- Current region: Grisons, Switzerland
- Place of origin: Valchiavenna, Lombardy
- Founded: c. 1325 (first attested)
- Estate(s): Splügen, Rheinwald
- Dissolution: c. 1832

= Schorsch family =

Swiss family from Splügen

The Schorsch family was a family from Splügen, whose name is of Italian origin (Giorgio) and who probably came from the Valchiavenna in Lombardy to settle in the Rheinwald. The family is attested there as early as around 1325 with Georg, mentioned as ammann.

== History ==

From the 16th century onward, the Schorsch held important offices in the Grey League and the Three Leagues, serving as mistrals and envoys. In the 18th century they were also active in the administration of the subject lands of the Grisons, producing two governors general (including Georg von Schorsch), two vicars, four commissioners, and nine podestàs in the Valtellina, as well as two bailiffs at Maienfeld.

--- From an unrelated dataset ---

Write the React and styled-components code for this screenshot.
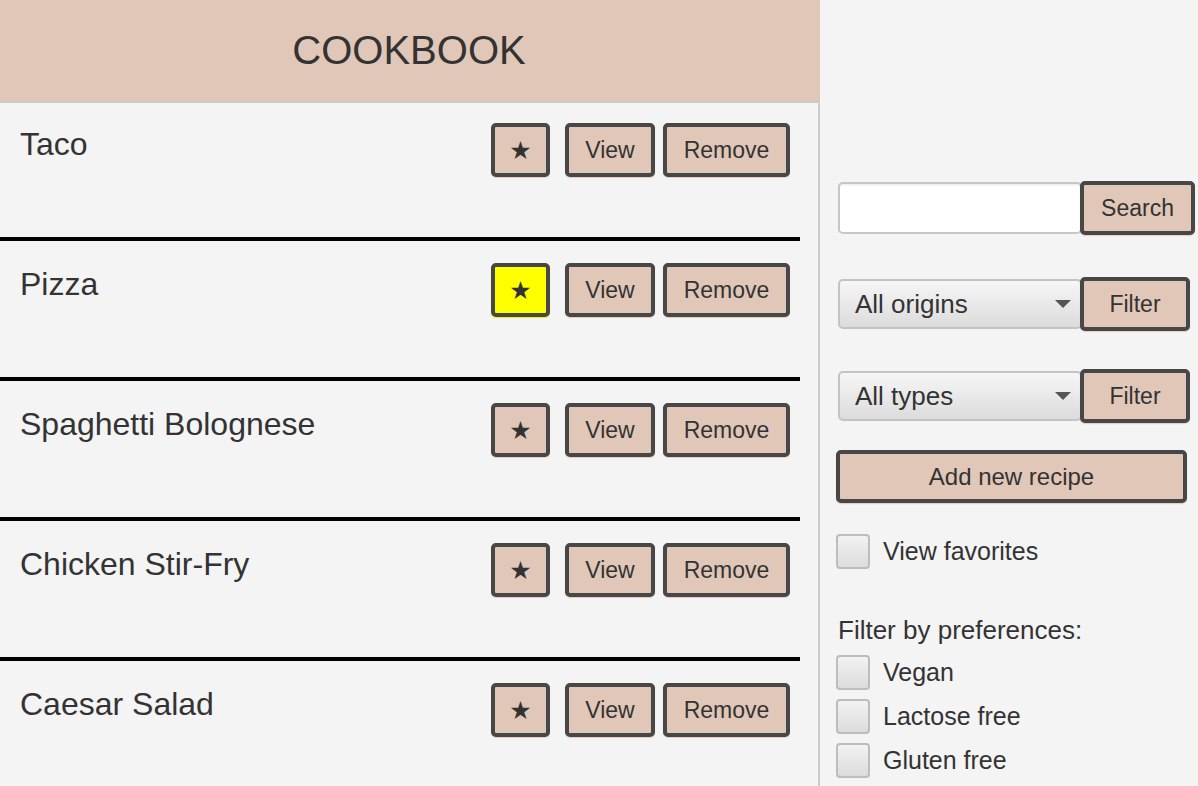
import React from "react";
import styled, { createGlobalStyle } from "styled-components";

const Global = createGlobalStyle`
  html, body { margin: 0; padding: 0; background: #f4f4f4; }
  body { font-family: "Liberation Sans", Arial, sans-serif; color: #333; }
  * { box-sizing: border-box; }
`;

const Page = styled.div`
  display: flex;
  width: 1198px;
  height: 786px;
  overflow: hidden;
  background: #f4f4f4;
`;

const Left = styled.div`
  width: 820px;
  flex: none;
  display: flex;
  flex-direction: column;
`;

const Header = styled.header`
  flex: none;
  height: 103px;
  background: #e1c7b8;
  border-bottom: 2px solid #cbcbcb;
  display: flex;
  align-items: center;
  justify-content: center;
  padding-right: 2px;
  font-size: 40px;
  color: #333;
`;

const List = styled.div`
  flex: 1;
  border-right: 2px solid #cbcbcb;
  padding-right: 18px;
`;

const Row = styled.div`
  flex: none;
  height: ${(p) => (p.$first ? 134 : 140)}px;
  width: 800px;
  display: flex;
  justify-content: space-between;
  align-items: flex-start;
  padding: ${(p) => (p.$first ? 20 : 22)}px 10px 0 20px;
  border-top: ${(p) => (p.$first ? "none" : "4px solid #000")};
`;

const Title = styled.div`
  font-size: 32px;
  line-height: 37px;
  margin-top: 3px;
  color: #333;
`;

const Actions = styled.div`
  display: flex;
  gap: 8px;
`;

const Btn = styled.button`
  font-family: "Liberation Sans", Arial, sans-serif;
  font-size: ${(p) => p.$fs || 23}px;
  color: #333;
  background: ${(p) => p.$bg || "#e1c7b8"};
  border: 4px solid #474747;
  border-radius: 5px;
  height: ${(p) => p.$h || 54}px;
  width: ${(p) => p.$w}px;
  padding: 1px 0 0;
  margin: 0;
  box-shadow: 0 1px 1px ${(p) => p.$glow || "#e6cbbb"};
  display: flex;
  align-items: center;
  justify-content: center;
  cursor: pointer;
`;

const StarBtn = styled(Btn)`
  margin-right: 7px;
  font-family: "DejaVu Sans", sans-serif;
  font-size: 25px;
  padding-top: 1px;
`;

const Right = styled.div`
  flex: 1;
  display: flex;
  flex-direction: column;
  padding-left: 18px;
`;

const InlineRow = styled.div`
  display: flex;
  align-items: center;
  margin-top: ${(p) => p.$mt}px;
  margin-left: ${(p) => p.$ml || 0}px;
`;

const SearchInput = styled.input`
  width: 244px;
  height: 52px;
  background: #fff;
  border: 2px solid #c6c6c6;
  border-radius: 5px;
  box-shadow: inset 0 3px 3px -2px #e8e8e8;
  outline: none;
  font-size: 22px;
  padding: 0 10px;
`;

const Select = styled.div`
  position: relative;
  width: 244px;
  height: 50px;
  border: 2px solid #c3c3c3;
  border-radius: 5px;
  background: linear-gradient(#f6f6f6, #dcdcdc);
  font-size: 26px;
  color: #333;
  display: flex;
  align-items: center;
  padding-left: 15px;
`;

const Arrow = styled.span`
  position: absolute;
  right: 9px;
  top: 50%;
  margin-top: -4px;
  width: 0;
  height: 0;
  border-left: 8px solid transparent;
  border-right: 8px solid transparent;
  border-top: 8px solid #555;
`;

const Overlap = styled.div`
  margin-left: -2px;
  position: relative;
`;

const Check = styled.label`
  display: flex;
  align-items: center;
  gap: 13px;
  margin-left: -2px;
  margin-top: ${(p) => p.$mt}px;
  font-size: 25px;
  color: #333;
`;

const Box = styled.span`
  width: 34px;
  height: 35px;
  border: 2px solid #bdbdbd;
  border-radius: 4px;
  background: linear-gradient(#f2f2f2, #dcdcdc);
  flex: none;
`;

const Label = styled.div`
  font-size: 26px;
  margin-top: ${(p) => p.$mt}px;
  color: #333;
`;

const recipes = [
  { name: "Taco", fav: false },
  { name: "Pizza", fav: true },
  { name: "Spaghetti Bolognese", fav: false },
  { name: "Chicken Stir-Fry", fav: false },
  { name: "Caesar Salad", fav: false },
];

export default function App() {
  return (
    <>
      <Global />
      <Page>
        <Left>
          <Header>COOKBOOK</Header>
          <List>
            {recipes.map((r, i) => (
              <Row key={r.name} $first={i === 0}>
                <Title>{r.name}</Title>
                <Actions>
                  <StarBtn
                    $w={59}
                    $bg={r.fav ? "#ffff00" : "#e1c7b8"}
                    $glow={r.fav ? "#f2f200" : "#e6cbbb"}
                  >
                    ★
                  </StarBtn>
                  <Btn $w={90}>View</Btn>
                  <Btn $w={127}>Remove</Btn>
                </Actions>
              </Row>
            ))}
          </List>
        </Left>
        <Right>
          <InlineRow $mt={181}>
            <SearchInput />
            <Overlap>
              <Btn $w={115} $h={54} $fs={23}>Search</Btn>
            </Overlap>
          </InlineRow>
          <InlineRow $mt={42}>
            <Select>
              All origins
              <Arrow />
            </Select>
            <Overlap>
              <Btn $w={110} $h={54} $fs={23}>Filter</Btn>
            </Overlap>
          </InlineRow>
          <InlineRow $mt={38}>
            <Select>
              All types
              <Arrow />
            </Select>
            <Overlap>
              <Btn $w={110} $h={54} $fs={23}>Filter</Btn>
            </Overlap>
          </InlineRow>
          <InlineRow $mt={27} $ml={-2}>
            <Btn $w={351} $h={53} $fs={24}>Add new recipe</Btn>
          </InlineRow>
          <Check $mt={31}>
            <Box />
            View favorites
          </Check>
          <Label $mt={46}>Filter by preferences:</Label>
          <Check $mt={9}>
            <Box />
            Vegan
          </Check>
          <Check $mt={9}>
            <Box />
            Lactose free
          </Check>
          <Check $mt={9}>
            <Box />
            Gluten free
          </Check>
        </Right>
      </Page>
    </>
  );
}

In line with the political and commercial interests of the Rheinwald region, they sided with the Spanish (Habsburgs), while also remaining open to overtures from France. They often pursued careers in foreign service, as captains in the Swiss Guards in France at the beginning of the 17th century, in Spanish service at the end of the century, and in Dutch service from the early 18th century. The family branched into several lines from 1600 onward. Some members of the family became burghers of Safien and Chur. The family died out around 1832.

== Bibliography ==
- G. Eisenring, "Die Schorsch von Splügen", in Bündner Monatsblatt, 1942, pp. 285–286.
- P. E. Grimm, Die Anfänge der Bündner Aristokratie im 15. und 16. Jahrhundert, 1981, p. 203.